The United States is authorized by international law and by U.N. sanctions against Iraq to intercept shipping that may be destined for Iraq or for a port where goods might be transhipped to Iraq.

But U.S. officials say they have little authority to divert a vessel containing cargo bound for Iran and perhaps Syria.

Williams said U.S. officials "don't know for certain" what cargo the ship is carrying, nor would he say whether it had begun to unload any cargo.

However, other officials have said they believe the ship is carrying medium-range missiles, which would fuel even further the arms race in the region.

The ship apparently hugged the coastline off the strategic Strait of Hormuz to reach the southern Iranian port, Williams said.

The spokesman said the destroyer USS Ingersoll earlier today challenged a second freighter, the Iranian-flagged Iran Salaam, which is in the Arabian Sea. He said it too has been monitored by the U.S. fleet because of its suspicious contents.

The ship was hailed, declared its cargo to be steel and drilling materials, and that it also was headed for Bandar Abbas, Williams said.

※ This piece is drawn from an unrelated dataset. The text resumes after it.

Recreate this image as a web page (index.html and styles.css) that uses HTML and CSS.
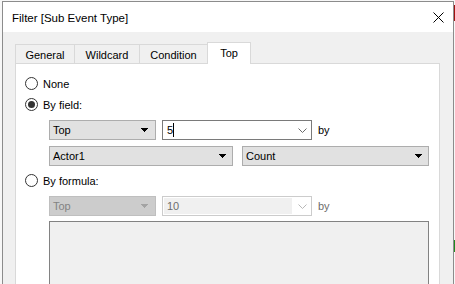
FILE: index.html
```html
<!DOCTYPE html>
<html>
<head>
<meta charset="utf-8">
<title>Filter</title>
<link rel="stylesheet" href="styles.css">
</head>
<body>
<div class="window">
  <div class="titlebar">
    <span class="title">Filter [Sub Event Type]</span>
    <svg class="close" width="11" height="11" viewBox="0 0 11 11"><path d="M0.5 0.5 L10.5 10.5 M10.5 0.5 L0.5 10.5" stroke="#000" stroke-width="1" fill="none"/></svg>
  </div>
  <div class="client">
    <div class="tabs">
      <div class="tab t-general">General</div>
      <div class="tab t-wildcard">Wildcard</div>
      <div class="tab t-condition">Condition</div>
      <div class="tab active t-top">Top</div>
    </div>
    <div class="panel">
      <div class="radio-row"><span class="radio"></span><span>None</span></div>
      <div class="radio-row"><span class="radio checked"></span><span>By field:</span></div>
      <div class="field-row row1">
        <div class="select w-top"><span>Top</span><svg class="arrow" width="7" height="4" viewBox="0 0 7 4"><polygon points="0,0 7,0 3.5,4" fill="#000" shape-rendering="crispEdges"/></svg></div>
        <div class="combo"><span class="value">5</span><span class="caret"></span><svg class="chev" width="9" height="5" viewBox="0 0 9 5"><polyline points="0.5,0.5 4.5,4.5 8.5,0.5" fill="none" stroke="#6a6a6a" stroke-width="1"/></svg></div>
        <span class="by">by</span>
      </div>
      <div class="field-row row2">
        <div class="select w-actor"><span>Actor1</span><svg class="arrow" width="7" height="4" viewBox="0 0 7 4"><polygon points="0,0 7,0 3.5,4" fill="#000" shape-rendering="crispEdges"/></svg></div>
        <div class="select w-count"><span>Count</span><svg class="arrow" width="7" height="4" viewBox="0 0 7 4"><polygon points="0,0 7,0 3.5,4" fill="#000" shape-rendering="crispEdges"/></svg></div>
      </div>
      <div class="radio-row formula-radio"><span class="radio"></span><span>By formula:</span></div>
      <div class="field-row row3">
        <div class="select w-top disabled"><span>Top</span><svg class="arrow" width="7" height="4" viewBox="0 0 7 4"><polygon points="0,0 7,0 3.5,4" fill="#a3a3a3" shape-rendering="crispEdges"/></svg></div>
        <div class="combo disabled"><span class="field">10</span><svg class="chev" width="9" height="5" viewBox="0 0 9 5"><polyline points="0.5,0.5 4.5,4.5 8.5,0.5" fill="none" stroke="#b8b8b8" stroke-width="1"/></svg></div>
        <span class="by dim">by</span>
      </div>
      <div class="formula"></div>
    </div>
  </div>
</div>
</body>
</html>
```
FILE: styles.css
```css
html, body {
  margin: 0;
  padding: 0;
}
body {
  width: 455px;
  height: 284px;
  overflow: hidden;
  padding: 1px 0 0 2px;
  box-sizing: border-box;
  font-family: "Liberation Sans", Arial, sans-serif;
  font-size: 11px;
  color: #000;
  background:
    linear-gradient(#a01010, #a01010) no-repeat 454px 5px / 1px 16px,
    linear-gradient(#1e8a1e, #1e8a1e) no-repeat 454px 240px / 1px 12px,
    #f7f7f7;
}
.window {
  width: 452px;
  height: 283px;
  box-sizing: border-box;
  border: 1px solid #8c8c8c;
  border-bottom: none;
  background: #f0f0f0;
  display: flex;
  flex-direction: column;
  overflow: hidden;
}
.titlebar {
  height: 30px;
  flex: none;
  background: #fff;
  display: flex;
  align-items: center;
  justify-content: space-between;
  padding: 0 9px 0 9px;
}
.title {
  font-size: 11.5px;
  padding-top: 1px;
}
.close {
  display: block;
}
.client {
  padding: 10px 13px 0 12px;
  flex: 1;
  display: flex;
  flex-direction: column;
  min-height: 0;
}
.tabs {
  display: flex;
  align-items: flex-end;
  height: 21px;
  flex: none;
}
.tab {
  box-sizing: border-box;
  height: 19px;
  border: 1px solid #d9d9d9;
  border-bottom: none;
  background: #f0f0f0;
  display: flex;
  align-items: center;
  justify-content: center;
  margin-right: -1px;
  padding-top: 1px;
}
.t-general { width: 60px; }
.t-wildcard { width: 66px; }
.t-condition { width: 69px; }
.t-top { width: 44px; }
.tab.active {
  height: 22px;
  margin-bottom: -1px;
  background: #fff;
  position: relative;
  z-index: 1;
  padding-top: 0;
  padding-bottom: 1px;
}
.panel {
  box-sizing: border-box;
  width: 425px;
  flex: 1;
  min-height: 0;
  border: 1px solid #d9d9d9;
  border-bottom: none;
  background: #fff;
  padding: 9px 0 0 9px;
  display: flex;
  flex-direction: column;
}
.radio-row {
  height: 21px;
  flex: none;
  display: flex;
  align-items: center;
}
.radio {
  box-sizing: border-box;
  width: 13px;
  height: 13px;
  border: 1px solid #333;
  border-radius: 50%;
  background: #fff;
  margin-right: 5px;
  display: flex;
  align-items: center;
  justify-content: center;
}
.radio.checked::after {
  content: "";
  width: 7px;
  height: 7px;
  border-radius: 50%;
  background: #333;
}
.field-row {
  display: flex;
  align-items: center;
  margin-left: 24px;
  height: 20px;
  flex: none;
}
.row1 { margin-top: 5px; }
.row2 { margin-top: 6px; gap: 9px; }
.formula-radio { margin-top: 4px; }
.row3 { margin-top: 5px; }
.select {
  box-sizing: border-box;
  height: 20px;
  border: 1px solid #adadad;
  background: #e1e1e1;
  display: flex;
  align-items: center;
  justify-content: space-between;
  padding: 0 6px 0 3px;
}
.select .arrow { display: block; }
.w-top { width: 107px; padding-right: 7px; }
.w-actor { width: 184px; }
.w-count { width: 187px; }
.select.disabled {
  background: #cccccc;
  border-color: #bfbfbf;
  color: #838383;
}
.combo {
  box-sizing: border-box;
  width: 150px;
  height: 20px;
  margin-left: 6px;
  border: 1px solid #7a7a7a;
  background: #fff;
  display: flex;
  align-items: center;
  padding: 0 4px 0 4px;
}
.combo .value { line-height: 14px; }
.caret {
  width: 1px;
  height: 14px;
  background: #000;
}
.combo .chev {
  margin-left: auto;
  display: block;
}
.combo.disabled {
  border-color: #cccccc;
  padding: 1px 4px 1px 1px;
  align-items: stretch;
}
.combo.disabled .field {
  background: #f0f0f0;
  width: 125px;
  padding-left: 3px;
  color: #6d6d6d;
  display: flex;
  align-items: center;
}
.combo.disabled .chev {
  align-self: center;
}
.by {
  margin-left: 6px;
}
.by.dim {
  color: #6d6d6d;
}
.formula {
  box-sizing: border-box;
  margin: 5px 0 0 24px;
  width: 380px;
  flex: 1;
  min-height: 0;
  border: 1px solid #828282;
  border-bottom: none;
  background: #f0f0f0;
}
```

If either ship had sailed toward Iraq, he said, the U.S. Navy would have "taken other action," Williams insisted.

He said the Pentagon need not be embarrassed by the ability of the North Korean vessel to elude the U.S. Navy's 22 ships in the region, since the Navy wasn't focused on blocking its movement to Iran.

But pressed to explain why no action was taken against the Dae Hung Ho, Williams said there is no "embargo on ships to Iran. The maritime intercept operation is focused on Iraq."